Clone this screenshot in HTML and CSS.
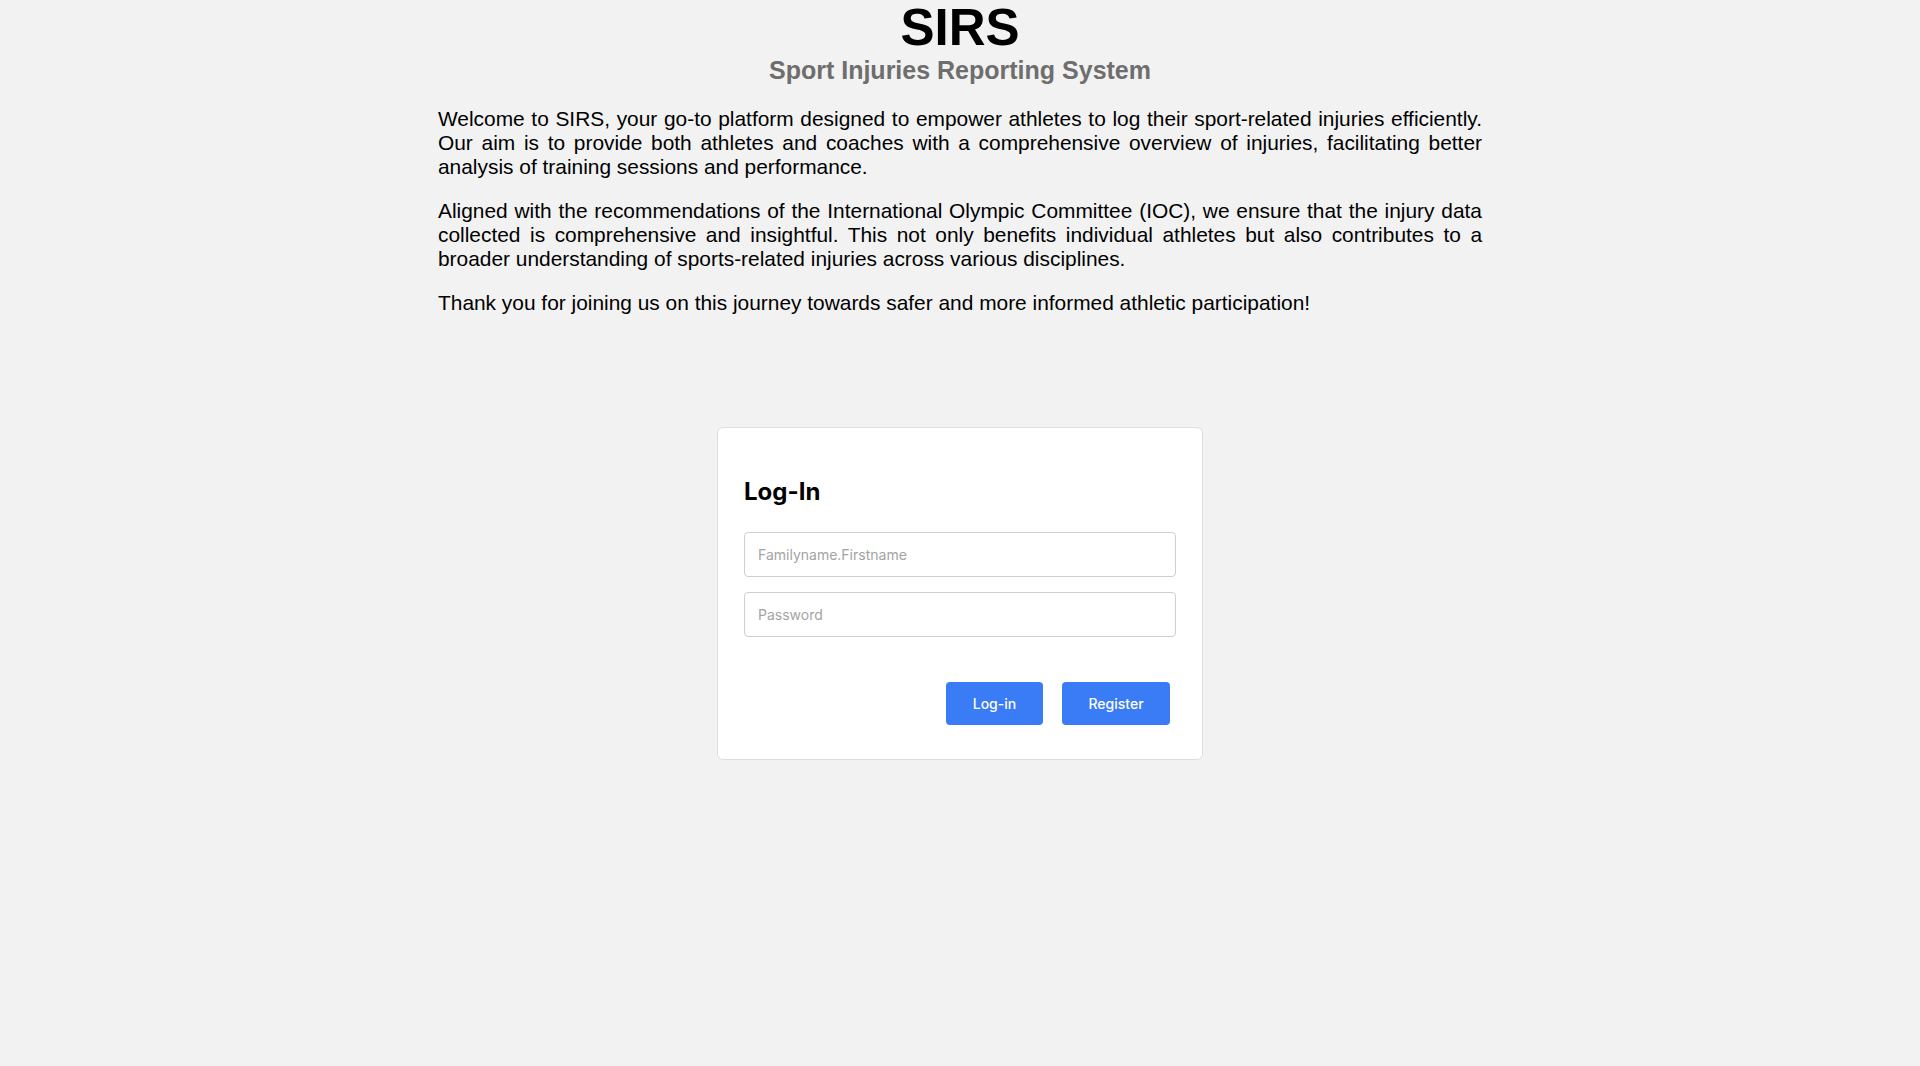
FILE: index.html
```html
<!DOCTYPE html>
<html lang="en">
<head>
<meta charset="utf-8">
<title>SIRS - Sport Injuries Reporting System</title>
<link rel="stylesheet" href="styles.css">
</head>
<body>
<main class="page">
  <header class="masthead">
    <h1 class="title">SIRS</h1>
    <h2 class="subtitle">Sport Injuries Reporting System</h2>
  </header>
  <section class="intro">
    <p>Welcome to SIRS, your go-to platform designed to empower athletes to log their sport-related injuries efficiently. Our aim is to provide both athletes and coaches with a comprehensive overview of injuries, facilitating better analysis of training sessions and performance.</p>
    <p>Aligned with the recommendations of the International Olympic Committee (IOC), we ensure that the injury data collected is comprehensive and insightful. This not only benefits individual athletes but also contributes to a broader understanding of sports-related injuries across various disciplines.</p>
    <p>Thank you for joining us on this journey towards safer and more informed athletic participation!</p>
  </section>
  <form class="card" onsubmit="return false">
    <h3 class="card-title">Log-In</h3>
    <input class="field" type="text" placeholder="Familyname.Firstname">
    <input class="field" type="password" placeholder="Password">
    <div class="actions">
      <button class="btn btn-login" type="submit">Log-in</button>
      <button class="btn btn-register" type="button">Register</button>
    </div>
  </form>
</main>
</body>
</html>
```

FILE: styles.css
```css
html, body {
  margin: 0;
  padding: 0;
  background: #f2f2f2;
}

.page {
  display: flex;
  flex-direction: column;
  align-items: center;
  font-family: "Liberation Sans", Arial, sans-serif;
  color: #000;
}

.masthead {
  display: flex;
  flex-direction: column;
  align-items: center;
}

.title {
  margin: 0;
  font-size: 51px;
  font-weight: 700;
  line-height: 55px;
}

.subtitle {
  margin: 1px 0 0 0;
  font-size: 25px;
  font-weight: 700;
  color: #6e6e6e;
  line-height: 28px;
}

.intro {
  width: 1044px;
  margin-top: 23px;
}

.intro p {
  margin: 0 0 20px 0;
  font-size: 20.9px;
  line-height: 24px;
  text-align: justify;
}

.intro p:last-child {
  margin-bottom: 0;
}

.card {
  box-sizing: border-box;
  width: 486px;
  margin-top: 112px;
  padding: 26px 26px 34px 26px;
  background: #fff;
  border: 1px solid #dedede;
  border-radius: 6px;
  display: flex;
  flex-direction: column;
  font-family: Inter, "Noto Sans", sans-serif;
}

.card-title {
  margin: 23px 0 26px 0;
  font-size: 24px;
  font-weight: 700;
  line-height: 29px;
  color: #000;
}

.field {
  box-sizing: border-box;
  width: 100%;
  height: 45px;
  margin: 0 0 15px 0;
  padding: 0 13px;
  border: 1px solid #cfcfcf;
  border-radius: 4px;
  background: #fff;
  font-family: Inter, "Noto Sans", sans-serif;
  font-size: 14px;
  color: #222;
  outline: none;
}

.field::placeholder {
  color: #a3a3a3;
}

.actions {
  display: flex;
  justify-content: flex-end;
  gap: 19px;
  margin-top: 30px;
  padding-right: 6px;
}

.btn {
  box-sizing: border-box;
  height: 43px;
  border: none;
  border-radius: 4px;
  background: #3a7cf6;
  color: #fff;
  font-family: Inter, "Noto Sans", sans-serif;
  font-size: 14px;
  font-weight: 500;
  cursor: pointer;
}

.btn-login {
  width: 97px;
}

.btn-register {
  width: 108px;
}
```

*-*-*

Exclude the pictures, and transcribe all of the material exactly.

Clone this screenshot in HTML and CSS.
FILE: index.html
```html
<!DOCTYPE html>
<html lang="en">
<head>
<meta charset="utf-8">
<title>SIRS - Sport Injuries Reporting System</title>
<link rel="stylesheet" href="styles.css">
</head>
<body>
<main class="page">
  <header class="masthead">
    <h1 class="title">SIRS</h1>
    <h2 class="subtitle">Sport Injuries Reporting System</h2>
  </header>
  <section class="intro">
    <p>Welcome to SIRS, your go-to platform designed to empower athletes to log their sport-related injuries efficiently. Our aim is to provide both athletes and coaches with a comprehensive overview of injuries, facilitating better analysis of training sessions and performance.</p>
    <p>Aligned with the recommendations of the International Olympic Committee (IOC), we ensure that the injury data collected is comprehensive and insightful. This not only benefits individual athletes but also contributes to a broader understanding of sports-related injuries across various disciplines.</p>
    <p>Thank you for joining us on this journey towards safer and more informed athletic participation!</p>
  </section>
  <form class="card" onsubmit="return false">
    <h3 class="card-title">Log-In</h3>
    <input class="field" type="text" placeholder="Familyname.Firstname">
    <input class="field" type="password" placeholder="Password">
    <div class="actions">
      <button class="btn btn-login" type="submit">Log-in</button>
      <button class="btn btn-register" type="button">Register</button>
    </div>
  </form>
</main>
</body>
</html>
```

FILE: styles.css
```css
html, body {
  margin: 0;
  padding: 0;
  background: #f2f2f2;
}

.page {
  display: flex;
  flex-direction: column;
  align-items: center;
  font-family: "Liberation Sans", Arial, sans-serif;
  color: #000;
}

.masthead {
  display: flex;
  flex-direction: column;
  align-items: center;
}

.title {
  margin: 0;
  font-size: 51px;
  font-weight: 700;
  line-height: 55px;
}

.subtitle {
  margin: 1px 0 0 0;
  font-size: 25px;
  font-weight: 700;
  color: #6e6e6e;
  line-height: 28px;
}

.intro {
  width: 1044px;
  margin-top: 23px;
}

.intro p {
  margin: 0 0 20px 0;
  font-size: 20.9px;
  line-height: 24px;
  text-align: justify;
}

.intro p:last-child {
  margin-bottom: 0;
}

.card {
  box-sizing: border-box;
  width: 486px;
  margin-top: 112px;
  padding: 26px 26px 34px 26px;
  background: #fff;
  border: 1px solid #dedede;
  border-radius: 6px;
  display: flex;
  flex-direction: column;
  font-family: Inter, "Noto Sans", sans-serif;
}

.card-title {
  margin: 23px 0 26px 0;
  font-size: 24px;
  font-weight: 700;
  line-height: 29px;
  color: #000;
}

.field {
  box-sizing: border-box;
  width: 100%;
  height: 45px;
  margin: 0 0 15px 0;
  padding: 0 13px;
  border: 1px solid #cfcfcf;
  border-radius: 4px;
  background: #fff;
  font-family: Inter, "Noto Sans", sans-serif;
  font-size: 14px;
  color: #222;
  outline: none;
}

.field::placeholder {
  color: #a3a3a3;
}

.actions {
  display: flex;
  justify-content: flex-end;
  gap: 19px;
  margin-top: 30px;
  padding-right: 6px;
}

.btn {
  box-sizing: border-box;
  height: 43px;
  border: none;
  border-radius: 4px;
  background: #3a7cf6;
  color: #fff;
  font-family: Inter, "Noto Sans", sans-serif;
  font-size: 14px;
  font-weight: 500;
  cursor: pointer;
}

.btn-login {
  width: 97px;
}

.btn-register {
  width: 108px;
}
```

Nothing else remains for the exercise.